The twenty-second section of the Judiciary Act, which defines what decrees or judgments in civil actions may be made the subjects of appeals or writ of error, provides "that there shall be no reversal on such writ of error, for error in ruling any plea in abatement other than a plea to the jurisdiction of the Court."
The question of jurisdiction has not been made the subject of plea or exception, nor is it necessary where it is patent on the face of the record. The judgment of the court, so far as the record is concerned, does not distinctly show whether the court quashed the writ on the plea in abatement or dismissed the suit for want of jurisdiction, as it might well have done. In Pennsylvania, it is not usual to make a record of the judgment in legal form. The word "judgment" for the party in whose favor it is, being the usual minute made by the clerk, from which a formal record of judgment may be made, but seldom or ever is made. It stands as a symbol to represent what the judgment ought to be, and therefore can never be erroneous. But there is no necessity that the courts of the United States should follow such careless precedents.

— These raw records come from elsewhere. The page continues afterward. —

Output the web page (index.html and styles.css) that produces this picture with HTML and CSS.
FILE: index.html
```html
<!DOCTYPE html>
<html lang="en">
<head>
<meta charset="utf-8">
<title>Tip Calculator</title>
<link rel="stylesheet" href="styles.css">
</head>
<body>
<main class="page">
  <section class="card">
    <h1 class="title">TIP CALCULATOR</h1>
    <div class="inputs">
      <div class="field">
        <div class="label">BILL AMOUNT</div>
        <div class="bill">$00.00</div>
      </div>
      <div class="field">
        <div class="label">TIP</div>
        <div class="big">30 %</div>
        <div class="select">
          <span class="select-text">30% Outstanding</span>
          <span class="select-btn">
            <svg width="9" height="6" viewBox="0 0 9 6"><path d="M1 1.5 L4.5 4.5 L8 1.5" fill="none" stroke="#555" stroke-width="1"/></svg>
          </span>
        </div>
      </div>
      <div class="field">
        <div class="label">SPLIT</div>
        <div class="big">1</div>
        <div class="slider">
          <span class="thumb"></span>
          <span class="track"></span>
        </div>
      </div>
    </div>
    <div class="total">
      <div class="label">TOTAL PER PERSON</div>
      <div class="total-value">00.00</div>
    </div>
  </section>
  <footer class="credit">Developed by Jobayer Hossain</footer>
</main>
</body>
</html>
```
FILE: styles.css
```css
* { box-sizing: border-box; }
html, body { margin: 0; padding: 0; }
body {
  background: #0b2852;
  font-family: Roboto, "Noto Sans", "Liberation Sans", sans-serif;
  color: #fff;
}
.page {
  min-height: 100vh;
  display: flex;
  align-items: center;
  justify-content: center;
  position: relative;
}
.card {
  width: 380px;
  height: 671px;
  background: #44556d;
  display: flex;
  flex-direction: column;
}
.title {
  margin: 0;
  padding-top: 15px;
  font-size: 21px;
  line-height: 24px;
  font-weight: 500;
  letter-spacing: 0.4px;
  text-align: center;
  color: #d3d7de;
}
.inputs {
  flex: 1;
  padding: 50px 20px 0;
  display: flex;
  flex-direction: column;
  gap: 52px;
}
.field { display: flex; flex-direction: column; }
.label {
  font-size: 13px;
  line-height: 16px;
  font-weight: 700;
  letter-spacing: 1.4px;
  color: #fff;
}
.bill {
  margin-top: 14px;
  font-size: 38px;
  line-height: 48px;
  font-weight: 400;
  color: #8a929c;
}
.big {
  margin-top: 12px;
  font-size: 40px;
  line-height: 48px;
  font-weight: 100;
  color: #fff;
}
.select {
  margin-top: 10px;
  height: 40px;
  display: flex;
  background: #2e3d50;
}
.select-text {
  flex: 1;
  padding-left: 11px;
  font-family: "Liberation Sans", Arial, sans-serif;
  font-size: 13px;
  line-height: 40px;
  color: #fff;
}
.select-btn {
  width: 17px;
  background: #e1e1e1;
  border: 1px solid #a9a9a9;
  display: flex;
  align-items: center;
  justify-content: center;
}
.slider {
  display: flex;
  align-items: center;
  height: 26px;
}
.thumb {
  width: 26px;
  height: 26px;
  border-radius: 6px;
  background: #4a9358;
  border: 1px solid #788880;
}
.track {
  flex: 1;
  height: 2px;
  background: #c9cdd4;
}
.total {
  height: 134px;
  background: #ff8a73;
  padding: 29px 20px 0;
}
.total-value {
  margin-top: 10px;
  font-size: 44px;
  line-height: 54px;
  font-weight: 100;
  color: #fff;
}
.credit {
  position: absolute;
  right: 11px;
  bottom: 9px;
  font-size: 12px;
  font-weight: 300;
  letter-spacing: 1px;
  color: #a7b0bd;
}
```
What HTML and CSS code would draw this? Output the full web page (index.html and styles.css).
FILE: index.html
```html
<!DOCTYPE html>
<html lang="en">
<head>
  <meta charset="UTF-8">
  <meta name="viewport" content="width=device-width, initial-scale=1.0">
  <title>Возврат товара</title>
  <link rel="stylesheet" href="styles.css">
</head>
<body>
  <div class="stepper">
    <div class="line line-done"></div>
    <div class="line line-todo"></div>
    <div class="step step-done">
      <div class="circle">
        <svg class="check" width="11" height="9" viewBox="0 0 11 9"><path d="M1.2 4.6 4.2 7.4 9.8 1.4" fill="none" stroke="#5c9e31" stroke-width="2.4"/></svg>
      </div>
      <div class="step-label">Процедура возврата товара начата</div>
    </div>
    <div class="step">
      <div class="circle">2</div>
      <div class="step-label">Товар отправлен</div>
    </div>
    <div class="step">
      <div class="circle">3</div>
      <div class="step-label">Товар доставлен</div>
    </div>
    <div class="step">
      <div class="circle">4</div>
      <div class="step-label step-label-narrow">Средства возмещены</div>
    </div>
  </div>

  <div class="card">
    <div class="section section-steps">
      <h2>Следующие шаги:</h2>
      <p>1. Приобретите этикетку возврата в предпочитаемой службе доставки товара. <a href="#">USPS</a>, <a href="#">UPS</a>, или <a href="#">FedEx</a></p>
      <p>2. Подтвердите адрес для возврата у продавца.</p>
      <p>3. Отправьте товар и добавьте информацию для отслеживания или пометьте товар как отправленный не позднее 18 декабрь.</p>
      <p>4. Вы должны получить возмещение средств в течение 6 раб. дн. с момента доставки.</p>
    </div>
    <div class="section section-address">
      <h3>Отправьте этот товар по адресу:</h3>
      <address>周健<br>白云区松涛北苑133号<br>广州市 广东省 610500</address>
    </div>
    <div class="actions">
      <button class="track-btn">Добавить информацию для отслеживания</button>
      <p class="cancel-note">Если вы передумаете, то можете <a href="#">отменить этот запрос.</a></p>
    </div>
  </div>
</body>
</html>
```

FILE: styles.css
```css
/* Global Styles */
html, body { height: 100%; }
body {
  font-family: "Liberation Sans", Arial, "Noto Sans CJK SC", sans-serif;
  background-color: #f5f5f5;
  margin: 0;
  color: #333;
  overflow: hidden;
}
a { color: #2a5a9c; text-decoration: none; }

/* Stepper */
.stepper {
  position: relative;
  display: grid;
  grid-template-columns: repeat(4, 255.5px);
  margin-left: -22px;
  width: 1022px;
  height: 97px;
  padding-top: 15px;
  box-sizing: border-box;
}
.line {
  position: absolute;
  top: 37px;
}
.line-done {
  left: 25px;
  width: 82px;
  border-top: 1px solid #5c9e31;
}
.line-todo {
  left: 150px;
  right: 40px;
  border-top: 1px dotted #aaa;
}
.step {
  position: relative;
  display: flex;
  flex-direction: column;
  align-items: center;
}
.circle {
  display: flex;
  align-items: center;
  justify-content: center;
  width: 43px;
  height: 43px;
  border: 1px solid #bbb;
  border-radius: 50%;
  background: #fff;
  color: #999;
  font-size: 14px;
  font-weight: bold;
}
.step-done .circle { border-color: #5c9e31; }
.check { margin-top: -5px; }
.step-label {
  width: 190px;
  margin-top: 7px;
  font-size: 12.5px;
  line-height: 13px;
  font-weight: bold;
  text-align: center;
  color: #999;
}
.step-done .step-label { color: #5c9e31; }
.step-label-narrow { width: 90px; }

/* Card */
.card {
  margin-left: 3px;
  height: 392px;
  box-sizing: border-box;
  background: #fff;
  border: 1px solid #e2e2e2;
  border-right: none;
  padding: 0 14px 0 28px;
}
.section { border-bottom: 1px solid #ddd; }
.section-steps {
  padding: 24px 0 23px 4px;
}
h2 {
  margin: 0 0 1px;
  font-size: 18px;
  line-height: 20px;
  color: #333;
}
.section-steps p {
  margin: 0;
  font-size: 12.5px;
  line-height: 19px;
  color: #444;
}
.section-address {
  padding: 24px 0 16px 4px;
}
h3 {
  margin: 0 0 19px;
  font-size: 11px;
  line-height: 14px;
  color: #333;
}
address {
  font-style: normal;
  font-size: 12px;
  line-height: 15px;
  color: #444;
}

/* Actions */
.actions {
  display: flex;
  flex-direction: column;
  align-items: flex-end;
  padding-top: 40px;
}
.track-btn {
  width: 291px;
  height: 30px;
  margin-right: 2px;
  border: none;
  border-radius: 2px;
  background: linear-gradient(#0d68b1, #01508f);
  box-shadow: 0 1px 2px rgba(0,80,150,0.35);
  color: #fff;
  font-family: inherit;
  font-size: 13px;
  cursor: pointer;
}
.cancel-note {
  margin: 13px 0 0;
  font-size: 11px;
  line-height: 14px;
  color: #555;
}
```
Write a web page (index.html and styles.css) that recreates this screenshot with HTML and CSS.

On a demurrer, the court will look to the first error in pleading, and if the declaration does not show that the court has jurisdiction of the parties, it may dismiss the cause on that ground. In this case, the declaration states the plaintiff to be a citizen of France, but gives no character as to the citizenship of the defendant. The name is most probably not intended to
designate an individual; if not, the record does not state that it is a corporation incorporated by the laws of Pennsylvania or having its place of business there, or that its corporators, managers, or directors are citizens of Pennsylvania, nor can the want of such averment be supplied by inference from the name. It is true, the act of Congress describes the jurisdiction of the Court to be "where an alien is a party," without describing the character of the other party, and the pleader may have been led into the error by looking no farther. But the Constitution, which is the superior law, defines the jurisdiction to be "between citizens of a state, and foreign states, citizens, or subjects," and, although it has been decided, Mason v. Blaireau, 2 Cranch 264, that the courts of the United States will entertain jurisdiction where all the parties are aliens if none of them objects to it, yet it does not appear in this case that the defendant is an alien.
It follows, therefore, that whatever construction be put on this record, the judgment of the court below must be
This cause came on to be heard on the transcript of the record from the Circuit Court of the United States for the Western District of Pennsylvania, and was argued by counsel. On consideration whereof, it is now here ordered and adjudged by this Court that the judgment of the said circuit court in this cause be and the same is hereby affirmed with costs.